Go through the material below and copy each line where the word "that" appears.

### Entries provided ###

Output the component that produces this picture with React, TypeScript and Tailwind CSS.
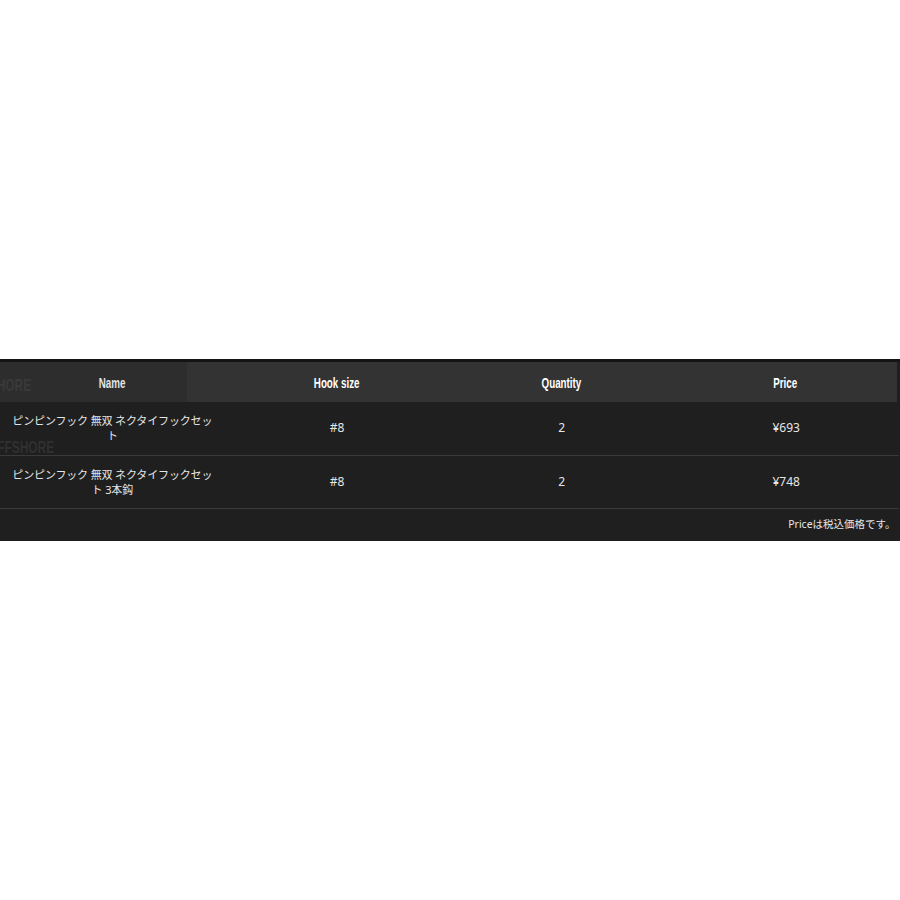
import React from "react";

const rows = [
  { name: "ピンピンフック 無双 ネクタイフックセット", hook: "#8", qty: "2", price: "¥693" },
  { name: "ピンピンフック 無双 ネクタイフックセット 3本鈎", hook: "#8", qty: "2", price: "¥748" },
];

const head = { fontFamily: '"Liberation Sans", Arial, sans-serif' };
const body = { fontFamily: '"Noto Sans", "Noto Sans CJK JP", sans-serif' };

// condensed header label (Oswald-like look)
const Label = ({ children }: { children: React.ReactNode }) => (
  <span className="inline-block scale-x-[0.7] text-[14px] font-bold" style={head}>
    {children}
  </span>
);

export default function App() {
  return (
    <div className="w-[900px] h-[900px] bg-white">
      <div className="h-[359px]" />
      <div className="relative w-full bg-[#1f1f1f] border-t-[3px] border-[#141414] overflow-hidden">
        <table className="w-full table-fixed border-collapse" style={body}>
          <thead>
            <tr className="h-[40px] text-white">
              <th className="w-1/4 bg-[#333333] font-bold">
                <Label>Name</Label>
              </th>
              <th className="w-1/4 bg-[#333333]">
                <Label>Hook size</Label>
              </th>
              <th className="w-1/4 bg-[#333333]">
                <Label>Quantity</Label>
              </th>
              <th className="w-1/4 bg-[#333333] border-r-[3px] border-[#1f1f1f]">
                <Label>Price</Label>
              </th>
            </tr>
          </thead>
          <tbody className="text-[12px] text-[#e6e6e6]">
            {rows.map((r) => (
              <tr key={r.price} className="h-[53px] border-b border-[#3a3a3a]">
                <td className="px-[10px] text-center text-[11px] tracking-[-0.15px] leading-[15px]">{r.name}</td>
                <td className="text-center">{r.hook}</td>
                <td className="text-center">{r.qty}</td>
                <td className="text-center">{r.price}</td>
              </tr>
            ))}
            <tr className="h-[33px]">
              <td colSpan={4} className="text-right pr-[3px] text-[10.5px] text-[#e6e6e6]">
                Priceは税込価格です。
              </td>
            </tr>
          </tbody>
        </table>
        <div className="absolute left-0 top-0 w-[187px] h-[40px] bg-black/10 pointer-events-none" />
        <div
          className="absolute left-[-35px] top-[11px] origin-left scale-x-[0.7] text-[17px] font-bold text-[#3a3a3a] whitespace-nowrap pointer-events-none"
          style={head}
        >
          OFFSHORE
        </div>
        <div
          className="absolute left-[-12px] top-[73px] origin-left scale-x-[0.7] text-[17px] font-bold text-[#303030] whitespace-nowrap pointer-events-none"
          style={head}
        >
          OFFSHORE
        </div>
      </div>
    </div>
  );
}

###
### Entries provided ###

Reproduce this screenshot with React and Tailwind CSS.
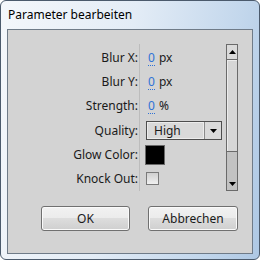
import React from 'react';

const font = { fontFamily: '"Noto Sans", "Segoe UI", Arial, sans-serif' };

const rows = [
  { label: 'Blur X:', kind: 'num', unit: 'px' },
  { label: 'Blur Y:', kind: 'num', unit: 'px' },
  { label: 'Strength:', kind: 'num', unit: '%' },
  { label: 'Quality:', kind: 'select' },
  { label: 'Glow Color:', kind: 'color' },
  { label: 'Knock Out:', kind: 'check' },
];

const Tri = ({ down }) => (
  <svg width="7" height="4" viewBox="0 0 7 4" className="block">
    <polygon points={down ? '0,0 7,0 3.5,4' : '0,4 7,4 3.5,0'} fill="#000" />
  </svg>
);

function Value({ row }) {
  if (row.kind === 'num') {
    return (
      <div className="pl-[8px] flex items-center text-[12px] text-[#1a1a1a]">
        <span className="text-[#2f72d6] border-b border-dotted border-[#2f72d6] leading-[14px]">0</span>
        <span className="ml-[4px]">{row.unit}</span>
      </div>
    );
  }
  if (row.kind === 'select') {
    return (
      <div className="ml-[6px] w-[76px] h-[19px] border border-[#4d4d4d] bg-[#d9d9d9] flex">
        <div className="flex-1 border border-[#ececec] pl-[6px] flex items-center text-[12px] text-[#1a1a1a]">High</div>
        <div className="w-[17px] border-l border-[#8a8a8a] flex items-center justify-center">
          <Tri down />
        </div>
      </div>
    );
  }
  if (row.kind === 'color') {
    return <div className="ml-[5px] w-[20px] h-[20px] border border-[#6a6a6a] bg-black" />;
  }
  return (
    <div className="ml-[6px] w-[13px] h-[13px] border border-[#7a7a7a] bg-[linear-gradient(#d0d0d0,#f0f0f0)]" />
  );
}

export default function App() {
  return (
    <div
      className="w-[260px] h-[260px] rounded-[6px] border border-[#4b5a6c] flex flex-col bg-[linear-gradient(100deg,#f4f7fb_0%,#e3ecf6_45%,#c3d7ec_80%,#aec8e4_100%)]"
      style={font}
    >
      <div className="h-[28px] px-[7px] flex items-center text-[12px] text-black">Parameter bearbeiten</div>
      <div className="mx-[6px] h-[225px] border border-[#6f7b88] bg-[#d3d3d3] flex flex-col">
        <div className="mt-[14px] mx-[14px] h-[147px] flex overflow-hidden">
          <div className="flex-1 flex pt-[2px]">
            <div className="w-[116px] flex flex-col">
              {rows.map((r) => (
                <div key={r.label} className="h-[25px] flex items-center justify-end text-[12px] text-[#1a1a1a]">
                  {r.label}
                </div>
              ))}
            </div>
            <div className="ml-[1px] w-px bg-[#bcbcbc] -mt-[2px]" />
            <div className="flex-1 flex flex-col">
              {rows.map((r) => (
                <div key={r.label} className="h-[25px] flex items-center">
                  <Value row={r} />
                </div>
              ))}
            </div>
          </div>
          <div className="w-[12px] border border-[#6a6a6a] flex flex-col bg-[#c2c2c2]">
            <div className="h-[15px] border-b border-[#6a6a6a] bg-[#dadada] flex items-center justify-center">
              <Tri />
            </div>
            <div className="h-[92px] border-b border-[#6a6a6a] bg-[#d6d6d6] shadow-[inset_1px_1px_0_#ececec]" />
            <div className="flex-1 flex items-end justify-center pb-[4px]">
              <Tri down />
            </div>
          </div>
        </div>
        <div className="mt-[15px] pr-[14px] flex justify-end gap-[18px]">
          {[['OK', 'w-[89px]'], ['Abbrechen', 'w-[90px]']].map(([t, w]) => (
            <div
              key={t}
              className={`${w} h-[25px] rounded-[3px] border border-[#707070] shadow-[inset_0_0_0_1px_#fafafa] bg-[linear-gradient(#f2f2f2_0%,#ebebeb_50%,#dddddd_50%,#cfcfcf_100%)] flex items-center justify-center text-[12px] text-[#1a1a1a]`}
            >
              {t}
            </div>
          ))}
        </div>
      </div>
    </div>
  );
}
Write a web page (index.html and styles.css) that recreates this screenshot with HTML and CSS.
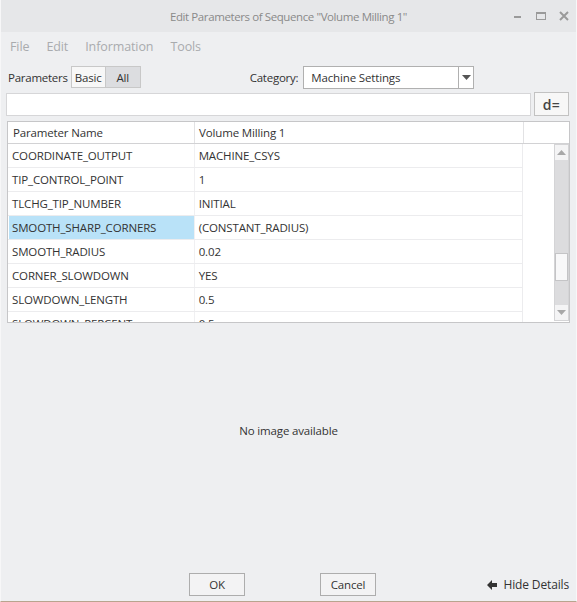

###
### Entries provided ###

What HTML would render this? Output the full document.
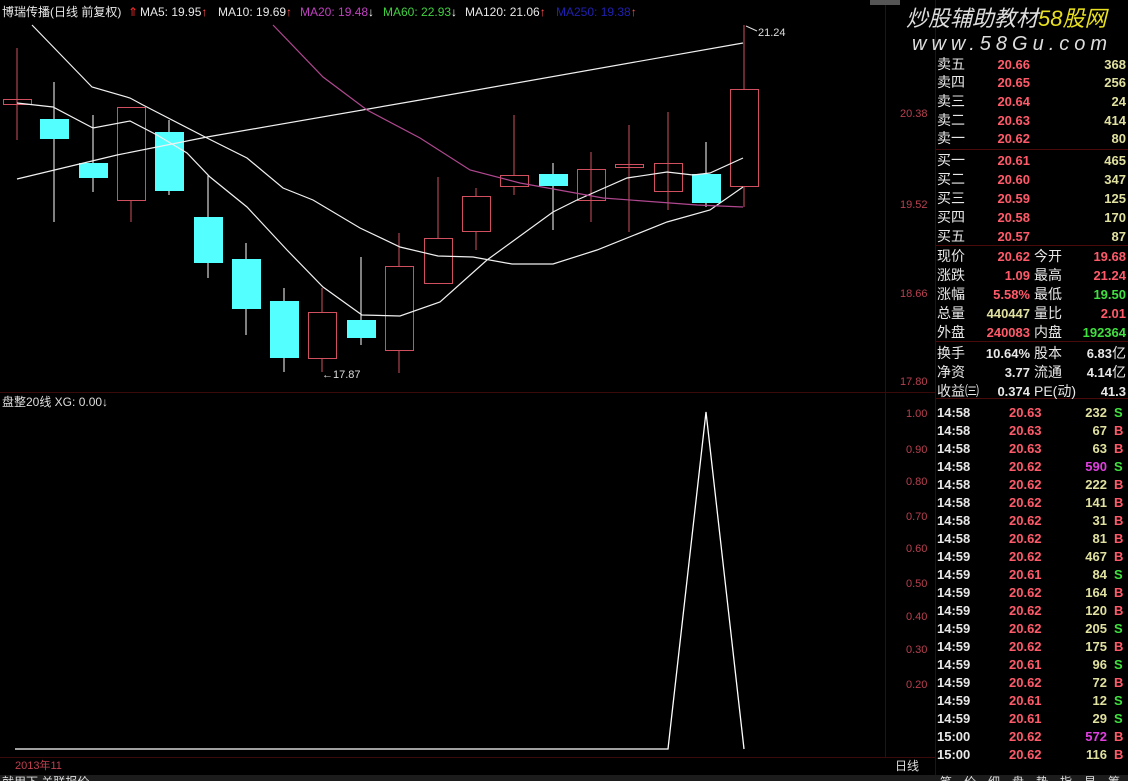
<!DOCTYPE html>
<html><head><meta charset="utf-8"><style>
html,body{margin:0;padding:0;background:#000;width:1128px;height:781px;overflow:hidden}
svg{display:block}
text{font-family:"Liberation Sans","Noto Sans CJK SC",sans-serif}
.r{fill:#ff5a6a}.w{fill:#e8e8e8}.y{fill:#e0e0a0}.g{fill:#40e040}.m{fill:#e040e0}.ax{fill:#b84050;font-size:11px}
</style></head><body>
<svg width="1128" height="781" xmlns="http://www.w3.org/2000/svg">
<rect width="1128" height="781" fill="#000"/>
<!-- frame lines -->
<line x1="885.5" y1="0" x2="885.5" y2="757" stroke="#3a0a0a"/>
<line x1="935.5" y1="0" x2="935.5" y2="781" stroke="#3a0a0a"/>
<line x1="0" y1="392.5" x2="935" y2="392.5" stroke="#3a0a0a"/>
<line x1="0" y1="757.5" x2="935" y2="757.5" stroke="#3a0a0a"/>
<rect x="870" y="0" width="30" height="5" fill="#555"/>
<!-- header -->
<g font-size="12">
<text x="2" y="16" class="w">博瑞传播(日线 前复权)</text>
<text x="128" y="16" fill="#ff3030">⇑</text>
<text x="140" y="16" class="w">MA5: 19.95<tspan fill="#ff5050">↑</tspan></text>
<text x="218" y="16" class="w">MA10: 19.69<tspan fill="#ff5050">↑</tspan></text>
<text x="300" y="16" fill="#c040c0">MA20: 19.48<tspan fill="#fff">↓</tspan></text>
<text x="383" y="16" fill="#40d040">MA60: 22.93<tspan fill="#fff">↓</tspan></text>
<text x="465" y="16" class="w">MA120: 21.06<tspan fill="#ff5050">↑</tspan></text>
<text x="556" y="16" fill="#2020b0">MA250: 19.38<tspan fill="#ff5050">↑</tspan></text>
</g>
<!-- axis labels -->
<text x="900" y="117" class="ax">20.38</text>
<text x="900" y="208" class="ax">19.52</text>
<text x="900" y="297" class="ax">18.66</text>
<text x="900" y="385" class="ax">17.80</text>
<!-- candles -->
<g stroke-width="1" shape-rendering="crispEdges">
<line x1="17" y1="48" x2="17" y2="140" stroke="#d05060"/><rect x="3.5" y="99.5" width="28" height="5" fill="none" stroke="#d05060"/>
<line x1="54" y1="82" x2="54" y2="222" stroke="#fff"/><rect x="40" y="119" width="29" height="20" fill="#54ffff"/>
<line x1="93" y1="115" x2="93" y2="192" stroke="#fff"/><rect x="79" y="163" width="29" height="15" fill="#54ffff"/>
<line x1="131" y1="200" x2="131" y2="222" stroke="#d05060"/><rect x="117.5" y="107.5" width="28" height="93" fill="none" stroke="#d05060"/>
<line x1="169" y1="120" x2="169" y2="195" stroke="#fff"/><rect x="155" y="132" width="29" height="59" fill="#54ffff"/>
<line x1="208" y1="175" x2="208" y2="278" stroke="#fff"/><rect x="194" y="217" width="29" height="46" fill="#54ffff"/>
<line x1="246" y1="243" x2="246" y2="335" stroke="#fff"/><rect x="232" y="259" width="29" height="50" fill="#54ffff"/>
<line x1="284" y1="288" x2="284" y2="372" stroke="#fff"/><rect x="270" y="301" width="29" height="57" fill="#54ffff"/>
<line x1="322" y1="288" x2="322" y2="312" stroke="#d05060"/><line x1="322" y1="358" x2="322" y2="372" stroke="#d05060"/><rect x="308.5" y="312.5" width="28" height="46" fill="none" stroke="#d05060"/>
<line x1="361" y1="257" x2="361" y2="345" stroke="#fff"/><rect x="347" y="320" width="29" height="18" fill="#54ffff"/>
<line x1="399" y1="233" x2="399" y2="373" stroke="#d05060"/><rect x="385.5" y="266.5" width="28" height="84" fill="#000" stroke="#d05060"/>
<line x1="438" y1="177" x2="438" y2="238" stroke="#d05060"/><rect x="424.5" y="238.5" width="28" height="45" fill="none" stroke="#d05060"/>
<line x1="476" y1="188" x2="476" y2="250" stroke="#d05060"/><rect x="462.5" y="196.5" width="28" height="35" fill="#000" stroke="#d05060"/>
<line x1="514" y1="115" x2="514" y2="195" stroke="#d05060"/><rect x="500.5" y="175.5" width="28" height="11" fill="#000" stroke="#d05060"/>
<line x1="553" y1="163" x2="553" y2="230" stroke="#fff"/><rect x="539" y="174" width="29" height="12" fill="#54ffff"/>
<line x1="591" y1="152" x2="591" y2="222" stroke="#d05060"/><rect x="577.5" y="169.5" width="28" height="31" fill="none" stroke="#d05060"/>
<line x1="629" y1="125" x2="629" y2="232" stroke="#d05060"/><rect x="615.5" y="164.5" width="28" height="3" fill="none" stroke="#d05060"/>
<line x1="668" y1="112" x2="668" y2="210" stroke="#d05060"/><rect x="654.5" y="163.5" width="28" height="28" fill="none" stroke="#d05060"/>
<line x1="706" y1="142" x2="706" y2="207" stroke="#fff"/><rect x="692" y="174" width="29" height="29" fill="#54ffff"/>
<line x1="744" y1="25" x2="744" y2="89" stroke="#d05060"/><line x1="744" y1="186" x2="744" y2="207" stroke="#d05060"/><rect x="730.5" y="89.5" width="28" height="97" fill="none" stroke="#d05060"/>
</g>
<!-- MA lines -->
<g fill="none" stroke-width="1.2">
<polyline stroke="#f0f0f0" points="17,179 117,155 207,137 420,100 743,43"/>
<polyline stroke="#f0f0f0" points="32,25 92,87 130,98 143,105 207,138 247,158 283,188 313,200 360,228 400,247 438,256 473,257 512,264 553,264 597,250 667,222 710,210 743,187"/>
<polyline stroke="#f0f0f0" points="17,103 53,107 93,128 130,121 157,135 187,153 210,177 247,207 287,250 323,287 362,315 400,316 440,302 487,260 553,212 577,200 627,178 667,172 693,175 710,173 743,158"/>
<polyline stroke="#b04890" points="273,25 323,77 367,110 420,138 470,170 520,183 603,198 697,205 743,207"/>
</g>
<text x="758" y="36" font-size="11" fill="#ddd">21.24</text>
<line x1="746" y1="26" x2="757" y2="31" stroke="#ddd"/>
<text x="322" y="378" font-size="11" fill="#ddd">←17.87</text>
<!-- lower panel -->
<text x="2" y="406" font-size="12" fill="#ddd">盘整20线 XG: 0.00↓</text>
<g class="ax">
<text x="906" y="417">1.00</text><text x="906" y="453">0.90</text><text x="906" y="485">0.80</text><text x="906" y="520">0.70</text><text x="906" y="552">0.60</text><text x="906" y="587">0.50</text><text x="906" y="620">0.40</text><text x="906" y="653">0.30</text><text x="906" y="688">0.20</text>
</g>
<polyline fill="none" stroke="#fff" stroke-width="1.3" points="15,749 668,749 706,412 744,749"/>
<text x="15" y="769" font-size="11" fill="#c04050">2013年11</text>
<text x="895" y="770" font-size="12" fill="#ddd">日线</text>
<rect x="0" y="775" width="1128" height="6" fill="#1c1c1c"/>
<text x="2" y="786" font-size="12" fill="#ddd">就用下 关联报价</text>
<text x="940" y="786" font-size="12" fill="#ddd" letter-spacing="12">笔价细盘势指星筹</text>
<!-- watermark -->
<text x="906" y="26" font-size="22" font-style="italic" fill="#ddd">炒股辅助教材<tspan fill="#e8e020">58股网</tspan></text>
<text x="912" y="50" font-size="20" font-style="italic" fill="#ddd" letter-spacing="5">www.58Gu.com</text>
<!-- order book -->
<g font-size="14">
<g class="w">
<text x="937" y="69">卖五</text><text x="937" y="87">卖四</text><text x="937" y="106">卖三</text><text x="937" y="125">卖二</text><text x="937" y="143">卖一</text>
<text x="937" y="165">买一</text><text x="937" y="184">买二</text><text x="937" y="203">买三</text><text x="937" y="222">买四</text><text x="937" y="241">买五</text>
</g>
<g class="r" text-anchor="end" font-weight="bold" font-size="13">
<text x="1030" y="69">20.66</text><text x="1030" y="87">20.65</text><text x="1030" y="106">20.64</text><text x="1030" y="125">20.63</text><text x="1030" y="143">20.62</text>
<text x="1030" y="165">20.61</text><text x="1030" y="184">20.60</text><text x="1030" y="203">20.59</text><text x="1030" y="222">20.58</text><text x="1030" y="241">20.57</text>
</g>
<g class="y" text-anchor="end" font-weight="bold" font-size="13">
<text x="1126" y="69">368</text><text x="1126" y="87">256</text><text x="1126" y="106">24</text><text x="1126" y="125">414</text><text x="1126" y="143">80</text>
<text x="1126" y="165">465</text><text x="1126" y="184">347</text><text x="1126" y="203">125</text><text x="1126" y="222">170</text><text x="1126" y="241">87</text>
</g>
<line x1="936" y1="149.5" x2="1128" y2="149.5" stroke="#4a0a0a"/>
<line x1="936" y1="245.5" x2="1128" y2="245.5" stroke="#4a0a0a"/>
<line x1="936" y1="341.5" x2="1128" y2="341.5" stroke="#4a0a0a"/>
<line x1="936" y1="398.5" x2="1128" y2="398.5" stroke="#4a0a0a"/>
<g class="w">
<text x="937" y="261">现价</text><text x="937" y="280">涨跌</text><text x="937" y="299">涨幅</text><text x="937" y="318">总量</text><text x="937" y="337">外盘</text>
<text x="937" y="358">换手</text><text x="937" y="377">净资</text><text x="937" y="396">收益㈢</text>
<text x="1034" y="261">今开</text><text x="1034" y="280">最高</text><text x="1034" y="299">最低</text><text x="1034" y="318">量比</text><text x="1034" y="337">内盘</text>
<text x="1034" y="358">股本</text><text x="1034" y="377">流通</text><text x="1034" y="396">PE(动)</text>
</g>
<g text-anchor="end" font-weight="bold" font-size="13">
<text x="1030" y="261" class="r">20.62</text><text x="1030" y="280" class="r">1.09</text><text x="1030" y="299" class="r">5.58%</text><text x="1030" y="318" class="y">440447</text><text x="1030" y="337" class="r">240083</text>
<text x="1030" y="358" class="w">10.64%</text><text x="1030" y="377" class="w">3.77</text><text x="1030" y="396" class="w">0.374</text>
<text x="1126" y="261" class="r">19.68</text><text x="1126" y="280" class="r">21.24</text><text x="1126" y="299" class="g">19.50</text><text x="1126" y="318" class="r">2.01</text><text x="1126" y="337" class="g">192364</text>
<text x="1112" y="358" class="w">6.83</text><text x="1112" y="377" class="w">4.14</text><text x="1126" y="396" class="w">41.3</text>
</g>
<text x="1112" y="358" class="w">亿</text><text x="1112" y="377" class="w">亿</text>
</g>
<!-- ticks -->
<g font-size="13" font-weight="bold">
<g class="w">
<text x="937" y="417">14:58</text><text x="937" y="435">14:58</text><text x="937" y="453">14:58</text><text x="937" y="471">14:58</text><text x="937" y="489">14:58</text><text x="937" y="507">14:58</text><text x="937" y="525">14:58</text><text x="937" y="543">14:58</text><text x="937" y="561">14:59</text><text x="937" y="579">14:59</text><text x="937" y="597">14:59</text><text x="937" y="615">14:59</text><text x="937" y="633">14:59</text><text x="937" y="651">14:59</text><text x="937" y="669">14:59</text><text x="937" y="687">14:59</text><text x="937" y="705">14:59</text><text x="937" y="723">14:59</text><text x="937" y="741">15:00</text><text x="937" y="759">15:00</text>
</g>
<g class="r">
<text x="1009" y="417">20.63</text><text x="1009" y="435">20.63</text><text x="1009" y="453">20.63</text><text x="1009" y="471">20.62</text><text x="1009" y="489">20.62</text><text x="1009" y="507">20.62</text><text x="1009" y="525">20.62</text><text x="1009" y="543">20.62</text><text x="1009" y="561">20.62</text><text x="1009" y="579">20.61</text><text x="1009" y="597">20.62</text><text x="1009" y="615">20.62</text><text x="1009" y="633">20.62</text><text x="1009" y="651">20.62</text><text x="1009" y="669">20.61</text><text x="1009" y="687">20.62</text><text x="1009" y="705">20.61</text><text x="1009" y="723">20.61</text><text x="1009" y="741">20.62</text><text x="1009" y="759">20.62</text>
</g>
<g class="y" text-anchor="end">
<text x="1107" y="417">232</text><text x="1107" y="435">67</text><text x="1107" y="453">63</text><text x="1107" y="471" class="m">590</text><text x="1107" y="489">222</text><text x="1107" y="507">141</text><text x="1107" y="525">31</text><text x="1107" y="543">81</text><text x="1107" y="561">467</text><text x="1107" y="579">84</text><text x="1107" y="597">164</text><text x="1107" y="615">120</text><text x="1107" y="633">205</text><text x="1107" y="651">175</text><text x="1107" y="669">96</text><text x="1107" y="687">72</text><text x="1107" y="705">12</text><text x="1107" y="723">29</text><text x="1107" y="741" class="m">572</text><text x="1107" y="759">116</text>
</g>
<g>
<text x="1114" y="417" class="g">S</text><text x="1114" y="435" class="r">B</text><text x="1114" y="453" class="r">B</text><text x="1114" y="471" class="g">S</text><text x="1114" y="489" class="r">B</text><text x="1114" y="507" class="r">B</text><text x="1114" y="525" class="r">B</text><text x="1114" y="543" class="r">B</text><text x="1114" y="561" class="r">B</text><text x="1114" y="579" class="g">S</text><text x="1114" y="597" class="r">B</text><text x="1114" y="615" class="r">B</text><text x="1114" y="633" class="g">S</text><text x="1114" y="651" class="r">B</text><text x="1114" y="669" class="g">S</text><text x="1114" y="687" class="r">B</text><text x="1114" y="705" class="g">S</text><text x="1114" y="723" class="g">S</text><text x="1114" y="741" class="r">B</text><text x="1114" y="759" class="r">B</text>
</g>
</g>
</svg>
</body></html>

###

Response to this exercise
Output the component that produces this picture with React, TypeScript and Tailwind CSS.
Write a web page (index.html and styles.css) that recreates this screenshot with HTML and CSS.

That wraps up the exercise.